CIBC cuts Toronto stock market targets on U.S. woes

07/07/08

TORONTO (Reuters) - CIBC World Markets cut its growth targets for Toronto's benchmark stock index for this year and for 2009 on Monday, citing an "increasingly stagflationary" environment, particularly in the U.S.

Jeff Rubin, chief economist and chief strategist at CIBC World Markets, lowered his year-end forecast for Toronto's S&P/TSX composite index <.GSPTSE> by about six percent to 14,300 from 15,200. He cut his 2009 target, also by nearly six percent, to 15,250 from 16,200.

The benchmark index hit a record high of 15,154.77 in early June.

The report said a slowing economy, energy cost-driven inflation and higher interest rates will hit "large swaths of the market" through 2009, with the airline and auto sectors suffering the biggest blows.

As well, rising interest rates in the U.S., along with the soaring cost of gas and sliding house prices, will dim hopes for a quick economic recovery in the United States.

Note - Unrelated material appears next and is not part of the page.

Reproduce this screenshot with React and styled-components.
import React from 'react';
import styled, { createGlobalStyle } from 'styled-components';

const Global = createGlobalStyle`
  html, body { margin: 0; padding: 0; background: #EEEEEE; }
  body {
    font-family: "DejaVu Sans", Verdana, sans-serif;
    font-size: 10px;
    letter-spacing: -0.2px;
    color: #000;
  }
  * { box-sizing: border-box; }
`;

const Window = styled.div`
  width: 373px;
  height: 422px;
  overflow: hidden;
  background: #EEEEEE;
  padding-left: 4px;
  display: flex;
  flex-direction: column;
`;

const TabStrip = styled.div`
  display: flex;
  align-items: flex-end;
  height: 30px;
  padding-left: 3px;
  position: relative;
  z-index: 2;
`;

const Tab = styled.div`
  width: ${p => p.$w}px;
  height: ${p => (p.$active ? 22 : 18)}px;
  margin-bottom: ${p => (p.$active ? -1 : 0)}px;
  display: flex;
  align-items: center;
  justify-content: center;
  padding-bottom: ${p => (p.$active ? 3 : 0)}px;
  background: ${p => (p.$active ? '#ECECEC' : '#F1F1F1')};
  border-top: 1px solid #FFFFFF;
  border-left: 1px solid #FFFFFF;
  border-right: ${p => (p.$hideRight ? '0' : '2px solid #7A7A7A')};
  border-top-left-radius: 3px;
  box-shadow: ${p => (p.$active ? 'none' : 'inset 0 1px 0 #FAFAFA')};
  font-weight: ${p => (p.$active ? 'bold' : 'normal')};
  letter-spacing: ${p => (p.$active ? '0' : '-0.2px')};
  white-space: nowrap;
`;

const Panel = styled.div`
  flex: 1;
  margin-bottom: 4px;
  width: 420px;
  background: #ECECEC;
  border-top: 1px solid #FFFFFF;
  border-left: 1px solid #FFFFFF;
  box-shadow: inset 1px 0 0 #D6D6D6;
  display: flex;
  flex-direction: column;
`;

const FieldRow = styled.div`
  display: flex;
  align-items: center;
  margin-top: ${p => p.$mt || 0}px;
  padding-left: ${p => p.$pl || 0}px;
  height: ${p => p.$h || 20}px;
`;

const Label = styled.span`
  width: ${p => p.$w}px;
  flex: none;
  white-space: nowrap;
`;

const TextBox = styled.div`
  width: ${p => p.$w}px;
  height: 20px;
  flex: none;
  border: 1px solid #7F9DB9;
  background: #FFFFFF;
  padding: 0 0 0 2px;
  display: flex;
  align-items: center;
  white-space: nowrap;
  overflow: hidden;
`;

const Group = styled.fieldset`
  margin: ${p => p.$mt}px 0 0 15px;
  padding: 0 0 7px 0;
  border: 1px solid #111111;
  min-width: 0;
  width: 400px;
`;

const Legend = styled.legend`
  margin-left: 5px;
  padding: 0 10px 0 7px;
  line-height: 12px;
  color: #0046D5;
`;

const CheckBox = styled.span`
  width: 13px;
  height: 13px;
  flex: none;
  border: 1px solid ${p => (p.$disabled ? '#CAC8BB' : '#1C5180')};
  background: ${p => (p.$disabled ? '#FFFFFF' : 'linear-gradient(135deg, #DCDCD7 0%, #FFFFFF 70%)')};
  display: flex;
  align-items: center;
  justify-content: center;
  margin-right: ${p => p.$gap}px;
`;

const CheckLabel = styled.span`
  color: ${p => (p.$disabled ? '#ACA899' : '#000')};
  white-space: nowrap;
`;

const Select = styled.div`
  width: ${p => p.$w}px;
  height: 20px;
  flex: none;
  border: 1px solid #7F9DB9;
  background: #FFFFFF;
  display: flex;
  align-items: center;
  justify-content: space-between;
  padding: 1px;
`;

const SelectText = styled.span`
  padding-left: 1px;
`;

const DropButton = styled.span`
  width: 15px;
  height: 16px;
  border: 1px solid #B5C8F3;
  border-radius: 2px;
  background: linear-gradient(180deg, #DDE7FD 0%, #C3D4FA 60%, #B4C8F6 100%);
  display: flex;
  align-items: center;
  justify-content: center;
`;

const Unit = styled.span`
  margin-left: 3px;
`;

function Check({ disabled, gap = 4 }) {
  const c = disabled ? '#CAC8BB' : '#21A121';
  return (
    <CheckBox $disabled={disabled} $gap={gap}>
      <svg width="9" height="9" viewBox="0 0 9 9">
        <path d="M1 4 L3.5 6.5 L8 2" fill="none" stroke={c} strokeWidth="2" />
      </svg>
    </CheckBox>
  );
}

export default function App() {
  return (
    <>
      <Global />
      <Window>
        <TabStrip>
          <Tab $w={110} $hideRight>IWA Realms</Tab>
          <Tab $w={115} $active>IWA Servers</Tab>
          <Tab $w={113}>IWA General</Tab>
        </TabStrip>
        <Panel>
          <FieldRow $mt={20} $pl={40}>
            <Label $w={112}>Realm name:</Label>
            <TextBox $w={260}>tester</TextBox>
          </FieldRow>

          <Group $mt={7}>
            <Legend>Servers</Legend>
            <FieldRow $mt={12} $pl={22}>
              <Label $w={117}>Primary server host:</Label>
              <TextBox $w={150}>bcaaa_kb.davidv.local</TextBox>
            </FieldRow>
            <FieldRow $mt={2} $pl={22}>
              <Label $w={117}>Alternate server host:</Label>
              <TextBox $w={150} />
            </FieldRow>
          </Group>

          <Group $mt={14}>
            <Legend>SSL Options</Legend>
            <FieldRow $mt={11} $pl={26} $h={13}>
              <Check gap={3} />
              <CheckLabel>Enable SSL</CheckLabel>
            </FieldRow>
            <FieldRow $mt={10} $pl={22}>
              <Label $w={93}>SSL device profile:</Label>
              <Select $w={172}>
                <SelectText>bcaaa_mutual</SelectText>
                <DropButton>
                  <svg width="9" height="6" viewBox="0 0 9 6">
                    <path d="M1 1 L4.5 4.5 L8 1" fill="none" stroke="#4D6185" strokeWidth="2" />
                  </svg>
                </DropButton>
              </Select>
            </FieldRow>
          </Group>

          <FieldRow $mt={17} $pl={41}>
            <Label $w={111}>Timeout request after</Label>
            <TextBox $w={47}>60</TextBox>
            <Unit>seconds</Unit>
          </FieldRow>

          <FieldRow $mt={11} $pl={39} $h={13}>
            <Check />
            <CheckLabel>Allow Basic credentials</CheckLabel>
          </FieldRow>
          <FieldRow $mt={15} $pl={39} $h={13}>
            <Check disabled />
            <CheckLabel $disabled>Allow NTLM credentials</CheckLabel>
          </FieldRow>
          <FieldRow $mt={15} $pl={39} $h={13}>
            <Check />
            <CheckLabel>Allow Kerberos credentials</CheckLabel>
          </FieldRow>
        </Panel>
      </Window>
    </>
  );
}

"The U.S. economy will continue to walk the fine line between growth and recession for a fair bit longer," he said. "That will, in turn, take a toll north of the border" in Canada.

Rubin cut back his portfolio's equity weighting by four percentage points and revised its energy weighting up by a half-percentage point, with the benchmark crude oil price target at an average of $150 per barrel in 2009 and $200 in 2010.

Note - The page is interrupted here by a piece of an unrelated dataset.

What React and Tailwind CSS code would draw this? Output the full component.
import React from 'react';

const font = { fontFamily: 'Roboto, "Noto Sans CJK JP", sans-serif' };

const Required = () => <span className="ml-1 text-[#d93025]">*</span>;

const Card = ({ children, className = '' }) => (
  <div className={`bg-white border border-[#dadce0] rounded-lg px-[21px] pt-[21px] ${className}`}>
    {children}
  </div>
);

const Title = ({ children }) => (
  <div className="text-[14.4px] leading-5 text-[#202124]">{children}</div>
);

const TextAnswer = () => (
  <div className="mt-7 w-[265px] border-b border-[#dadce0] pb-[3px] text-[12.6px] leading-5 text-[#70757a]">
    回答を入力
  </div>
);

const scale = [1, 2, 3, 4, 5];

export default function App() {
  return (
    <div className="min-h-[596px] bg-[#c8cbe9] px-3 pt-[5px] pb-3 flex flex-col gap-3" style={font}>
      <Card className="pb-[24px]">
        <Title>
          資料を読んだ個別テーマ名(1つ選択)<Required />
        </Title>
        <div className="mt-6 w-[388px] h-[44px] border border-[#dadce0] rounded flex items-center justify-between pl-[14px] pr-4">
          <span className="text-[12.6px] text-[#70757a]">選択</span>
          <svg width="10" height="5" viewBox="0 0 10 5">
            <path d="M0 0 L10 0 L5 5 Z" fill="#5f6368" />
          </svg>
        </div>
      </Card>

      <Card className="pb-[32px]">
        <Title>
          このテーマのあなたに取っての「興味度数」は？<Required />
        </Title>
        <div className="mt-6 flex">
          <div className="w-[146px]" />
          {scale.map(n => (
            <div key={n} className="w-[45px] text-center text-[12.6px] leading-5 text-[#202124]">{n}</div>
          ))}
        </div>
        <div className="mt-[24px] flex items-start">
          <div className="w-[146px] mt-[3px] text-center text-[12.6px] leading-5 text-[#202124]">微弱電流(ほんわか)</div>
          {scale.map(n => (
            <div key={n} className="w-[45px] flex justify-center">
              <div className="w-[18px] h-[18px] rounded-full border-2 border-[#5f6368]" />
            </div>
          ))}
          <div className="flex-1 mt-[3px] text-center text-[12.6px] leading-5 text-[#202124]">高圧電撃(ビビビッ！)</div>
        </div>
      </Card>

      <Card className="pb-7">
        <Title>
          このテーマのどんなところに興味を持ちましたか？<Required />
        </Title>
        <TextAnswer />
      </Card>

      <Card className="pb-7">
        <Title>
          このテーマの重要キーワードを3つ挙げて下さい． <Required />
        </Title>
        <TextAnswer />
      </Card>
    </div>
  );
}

He added half a percentage point of portfolio weight to the agricultural chemical subsector of the materials sector, citing soaring demand for higher protein diets in China and India, which is lifting agricultural prices around the world.

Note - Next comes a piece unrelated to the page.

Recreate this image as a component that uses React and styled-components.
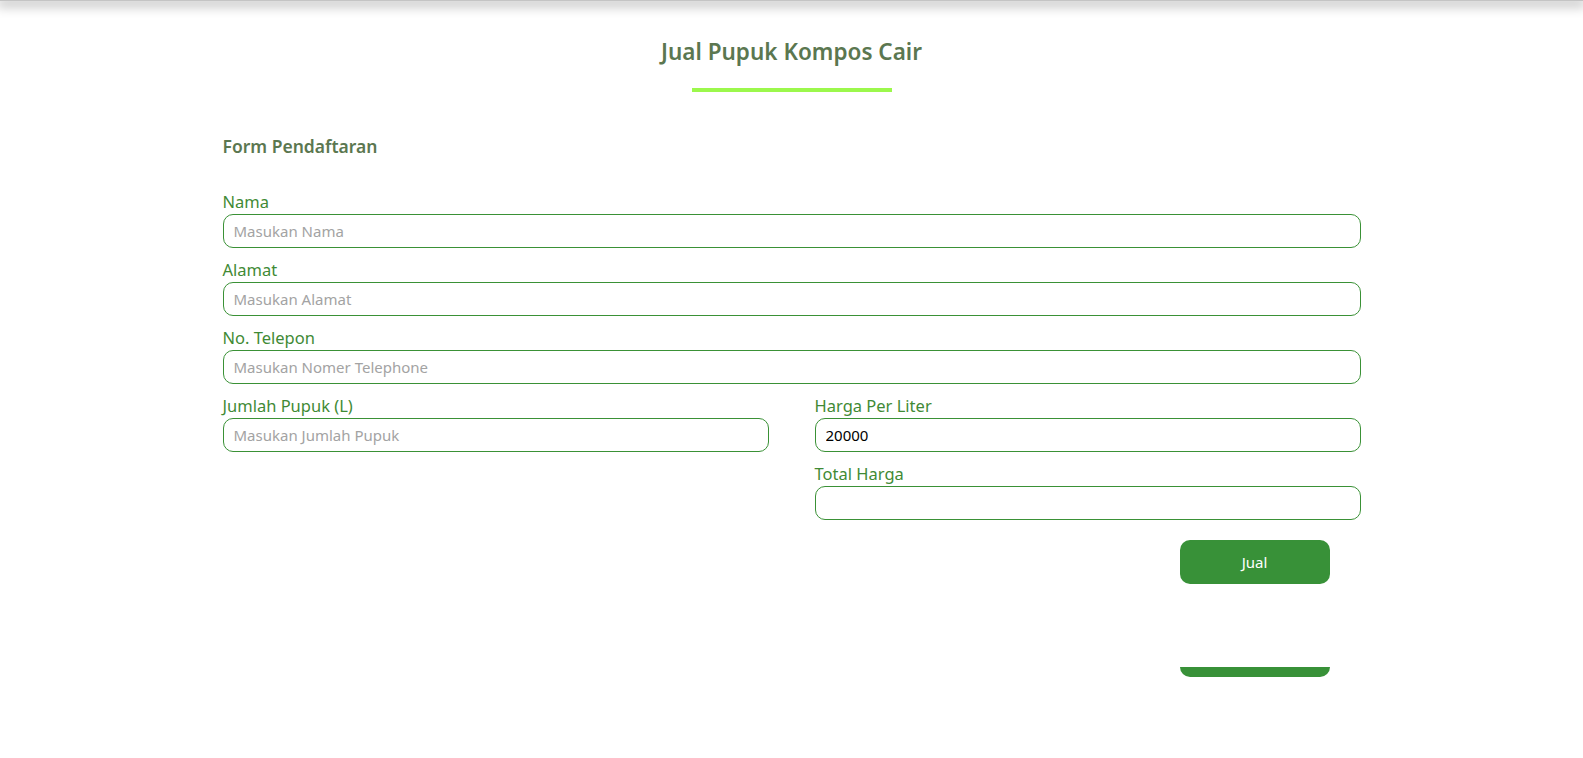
import React from 'react';
import styled, { createGlobalStyle } from 'styled-components';

const GlobalStyle = createGlobalStyle`
  body {
    margin: 0;
    background: #ffffff;
    font-family: "Noto Sans", "Open Sans", sans-serif;
  }
  * { box-sizing: border-box; }
`;

const TopShade = styled.div`
  height: 1px;
  background: #c4c4c4;
  box-shadow: 0 2px 12px 3px rgba(0, 0, 0, 0.3);
`;

const Page = styled.main`
  width: 1138px;
  margin: 0 auto;
  padding-top: 34px;
`;

const Title = styled.h1`
  margin: 0;
  text-align: center;
  font-size: 22.5px;
  line-height: 34px;
  font-weight: 600;
  color: #5b7750;
`;

const Underline = styled.div`
  width: 200px;
  height: 4px;
  margin: 19px auto 0;
  background: #9cf84c;
`;

const FormTitle = styled.h2`
  margin: 40px 0 0;
  font-size: 17.5px;
  line-height: 28px;
  font-weight: 600;
  color: #5b7750;
`;

const Form = styled.form`
  margin-top: 30px;
`;

const Field = styled.div`
  margin-bottom: 10px;
`;

const Label = styled.label`
  display: block;
  font-size: 16.5px;
  line-height: 24px;
  color: #3f8a35;
`;

const Input = styled.input`
  display: block;
  width: 100%;
  height: 34px;
  border: 1px solid #3a9136;
  border-radius: 10px;
  padding: 0 10px;
  font-family: inherit;
  font-size: 15px;
  color: #000;
  outline: none;
  &::placeholder {
    color: #a3a3a3;
  }
`;

const Columns = styled.div`
  display: grid;
  grid-template-columns: 1fr 1fr;
  column-gap: 46px;
`;

const Actions = styled.div`
  display: flex;
  flex-direction: column;
  align-items: flex-end;
  padding-right: 31px;
  margin-top: 10px;
`;

const Button = styled.button`
  width: 150px;
  height: 44px;
  border: none;
  border-radius: 10px;
  background: #389138;
  color: #ffffff;
  font-family: inherit;
  font-size: 15px;
  cursor: pointer;
`;

const ClippedButton = styled.div`
  width: 150px;
  height: 10px;
  margin-top: 83px;
  background: #389138;
  border-radius: 0 0 10px 10px;
`;

const fields = [
  { label: 'Nama', placeholder: 'Masukan Nama' },
  { label: 'Alamat', placeholder: 'Masukan Alamat' },
  { label: 'No. Telepon', placeholder: 'Masukan Nomer Telephone' },
];

export default function App() {
  return (
    <>
      <GlobalStyle />
      <TopShade />
      <Page>
        <Title>Jual Pupuk Kompos Cair</Title>
        <Underline />
        <FormTitle>Form Pendaftaran</FormTitle>
        <Form onSubmit={(e) => e.preventDefault()}>
          {fields.map((f) => (
            <Field key={f.label}>
              <Label>{f.label}</Label>
              <Input placeholder={f.placeholder} />
            </Field>
          ))}
          <Columns>
            <div>
              <Field>
                <Label>Jumlah Pupuk (L)</Label>
                <Input placeholder="Masukan Jumlah Pupuk" />
              </Field>
            </div>
            <div>
              <Field>
                <Label>Harga Per Liter</Label>
                <Input defaultValue="20000" readOnly />
              </Field>
              <Field>
                <Label>Total Harga</Label>
                <Input readOnly />
              </Field>
            </div>
          </Columns>
          <Actions>
            <Button type="submit">Jual</Button>
            <ClippedButton />
          </Actions>
        </Form>
      </Page>
    </>
  );
}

The materials sector now represents 23.1 percent of the portfolio.

CIBC cut its weighting in both consumer discretionaries and in industrials, both by half-percentage points, citing vulnerability to a U.S. economic slowdown. The United States is Canada's biggest trading partner.

The forecast comes less than a month after the brokerage predicted the TSX would hit a record high of 15,200 by year-end on the strength of sustained high prices for crude oil.